I ringraziamenti sarebbero troppi e correrei il rischio di dimenticare qualcuno quindi me ne sto zitta perché non sarebbe giusto. Tutti, tutti, veramente tutti. [Però la prossima volta datemi una mano a pulire, senno la mia mamma mi sgridaa!]

L’estate prossima è un desiderio, ma devo dare priorità alla mia laurea, già di per sé abbastanza inutile.
Di positivo c’è che ho passato Macroeconomia e che quando avevo preparato l’esame in tre giorni dopo Gonzi e Fake P avevo preso 21.
Ma c’è anche la mia cartina dell’Europa con i suoi post-it viola che vorrei andare a trovare o rivedere.

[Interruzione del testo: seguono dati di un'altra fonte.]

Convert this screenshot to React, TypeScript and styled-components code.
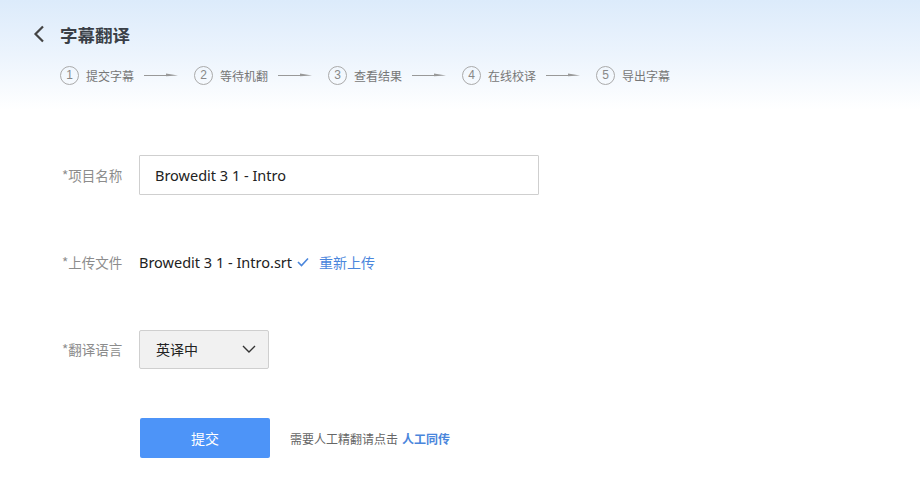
import React from 'react';
import styled, { createGlobalStyle } from 'styled-components';

const GlobalStyle = createGlobalStyle`
  html, body {
    margin: 0;
    padding: 0;
    background: #ffffff;
  }
  body {
    font-family: "Noto Sans", "Noto Sans CJK SC", sans-serif;
    color: #333;
  }
`;

const Page = styled.div`
  width: 920px;
  height: 490px;
  overflow: hidden;
  background: #fff;
`;

const Header = styled.header`
  padding: 20px 0 0 30px;
  height: 90px;
  background: linear-gradient(180deg, #dcebfb 0%, #ecf4fd 50%, #ffffff 100%);
`;

const TitleRow = styled.div`
  display: flex;
  align-items: center;
  height: 28px;
  gap: 12px;
`;

const BackButton = styled.button`
  display: flex;
  align-items: center;
  justify-content: center;
  width: 18px;
  height: 24px;
  padding: 0;
  border: none;
  background: none;
  color: #444;
  cursor: pointer;
`;

const Title = styled.h1`
  margin: 0;
  font-size: 17.5px;
  font-weight: 700;
  color: #3a3f47;
  font-family: "Noto Sans CJK SC", sans-serif;
`;

const Steps = styled.ol`
  display: flex;
  align-items: center;
  list-style: none;
  margin: 16px 0 0 30px;
  padding: 0;
  height: 22px;
`;

const Step = styled.li`
  display: flex;
  align-items: center;
`;

const StepNum = styled.span`
  display: flex;
  align-items: center;
  justify-content: center;
  width: 17px;
  height: 17px;
  border: 1px solid #aaa;
  border-radius: 50%;
  font-size: 12px;
  color: #888;
  font-family: "Liberation Sans", sans-serif;
  margin-right: 7px;
`;

const StepLabel = styled.span`
  font-size: 12px;
  color: #777;
  font-family: "Noto Sans CJK SC", sans-serif;
  width: 48px;
  white-space: nowrap;
`;

const Arrow = styled.svg`
  margin: 0 16px 0 10px;
  flex: none;
`;

const Form = styled.form`
  display: flex;
  flex-direction: column;
  padding: 45px 0 0 62px;
  gap: 47px;
`;

const Row = styled.div<{ $shift?: number }>`
  display: flex;
  align-items: center;
  height: 40px;
  margin-top: ${p => p.$shift ?? 0}px;
`;

const Label = styled.label`
  width: 77px;
  flex: none;
  font-size: 13.5px;
  color: #8c8c8c;
  font-family: "Noto Sans CJK SC", sans-serif;
`;

const TextInput = styled.input`
  box-sizing: border-box;
  width: 400px;
  height: 40px;
  border: 1px solid #cfcfcf;
  border-radius: 1px;
  padding: 0 15px;
  font-size: 14.5px;
  color: #222;
  font-family: "Noto Sans", "Noto Sans CJK SC", sans-serif;
  outline: none;
`;

const FileName = styled.span`
  font-size: 14.5px;
  color: #222;
  font-family: "Noto Sans", sans-serif;
`;

const Check = styled.svg`
  margin: 0 10px 0 5px;
`;

const LinkText = styled.a<{ $bold?: boolean }>`
  color: #4a86dc;
  font-size: ${p => (p.$bold ? 12 : 14)}px;
  font-weight: ${p => (p.$bold ? 700 : 400)};
  text-decoration: none;
  font-family: "Noto Sans CJK SC", sans-serif;
  cursor: pointer;
`;

const Select = styled.div`
  box-sizing: border-box;
  width: 130px;
  height: 39px;
  display: flex;
  align-items: center;
  justify-content: space-between;
  padding: 0 12px 0 16px;
  background: #f1f1f1;
  border: 1px solid #cfcfcf;
  border-radius: 2px;
  font-size: 14px;
  color: #222;
  font-family: "Noto Sans CJK SC", sans-serif;
`;

const SubmitButton = styled.button`
  width: 130px;
  height: 40px;
  margin-left: 78px;
  border: none;
  border-radius: 2px;
  background: #4d94f8;
  color: #fff;
  font-size: 14px;
  font-family: "Noto Sans CJK SC", sans-serif;
  cursor: pointer;
`;

const Hint = styled.span`
  margin-left: 20px;
  font-size: 12px;
  color: #666;
  font-family: "Noto Sans CJK SC", sans-serif;
  display: flex;
  gap: 4px;
`;

const steps = ['提交字幕', '等待机翻', '查看结果', '在线校译', '导出字幕'];

const StepArrow = () => (
  <Arrow width="34" height="8" viewBox="0 0 34 8">
    <line x1="0" y1="4.5" x2="26" y2="4.5" stroke="#999" strokeWidth="1" />
    <path d="M22 2.5 L34 4.5 L22 5.2 Z" fill="#999" />
  </Arrow>
);

export default function App() {
  return (
    <Page>
      <GlobalStyle />
      <Header>
        <TitleRow>
          <BackButton aria-label="back">
            <svg width="12" height="18" viewBox="0 0 12 18">
              <path d="M10 1.5 L2.5 9 L10 16.5" fill="none" stroke="#444" strokeWidth="2.2" />
            </svg>
          </BackButton>
          <Title>字幕翻译</Title>
        </TitleRow>
        <Steps>
          {steps.map((s, i) => (
            <React.Fragment key={s}>
              <Step>
                <StepNum>{i + 1}</StepNum>
                <StepLabel>{s}</StepLabel>
              </Step>
              {i < steps.length - 1 && <StepArrow />}
            </React.Fragment>
          ))}
        </Steps>
      </Header>
      <Form onSubmit={e => e.preventDefault()}>
        <Row>
          <Label>*项目名称</Label>
          <TextInput defaultValue="Browedit 3 1 - Intro" />
        </Row>
        <Row>
          <Label>*上传文件</Label>
          <FileName>Browedit 3 1 - Intro.srt</FileName>
          <Check width="12" height="10" viewBox="0 0 12 10">
            <path d="M1 5 L4.5 8.5 L11 1.5" fill="none" stroke="#4a86dc" strokeWidth="1.6" />
          </Check>
          <LinkText>重新上传</LinkText>
        </Row>
        <Row>
          <Label>*翻译语言</Label>
          <Select>
            <span>英译中</span>
            <svg width="14" height="8" viewBox="0 0 14 8">
              <path d="M1 1 L7 7 L13 1" fill="none" stroke="#333" strokeWidth="1.4" />
            </svg>
          </Select>
        </Row>
        <Row $shift={2}>
          <SubmitButton type="submit">提交</SubmitButton>
          <Hint>
            需要人工精翻请点击
            <LinkText $bold>人工同传</LinkText>
          </Hint>
        </Row>
      </Form>
    </Page>
  );
}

[Canzoni infilare dentro un cd mezz’ora prima che i Clever Square passassero a prendermi, gioia e tristezza, concretezza e canzoni allucinate]
[Avocado Baby – The Wave Pictures]

[Nota sulla festa in rosso: dopo il record positivo di presenza l’anno scorso (tutte le sera per un tempo considerevole), quest’anno sto cercando di battere il record negativo: ci sono stata la prima sera, giusto il tempo di bere una birra e di scorrere la sezione new wave dei vinili, e ieri sera, giusto il tempo aggiungere un esemplare alla mia collezioni di camicie verdi anni ’70 e di re impadronirmi di una copia di Rum, Sodomy and the Lash dei Pogues identica a quella che mio padre mi ha perso, cioè senza bonus track idiote perché io odio le ristampe con le aggiunte.]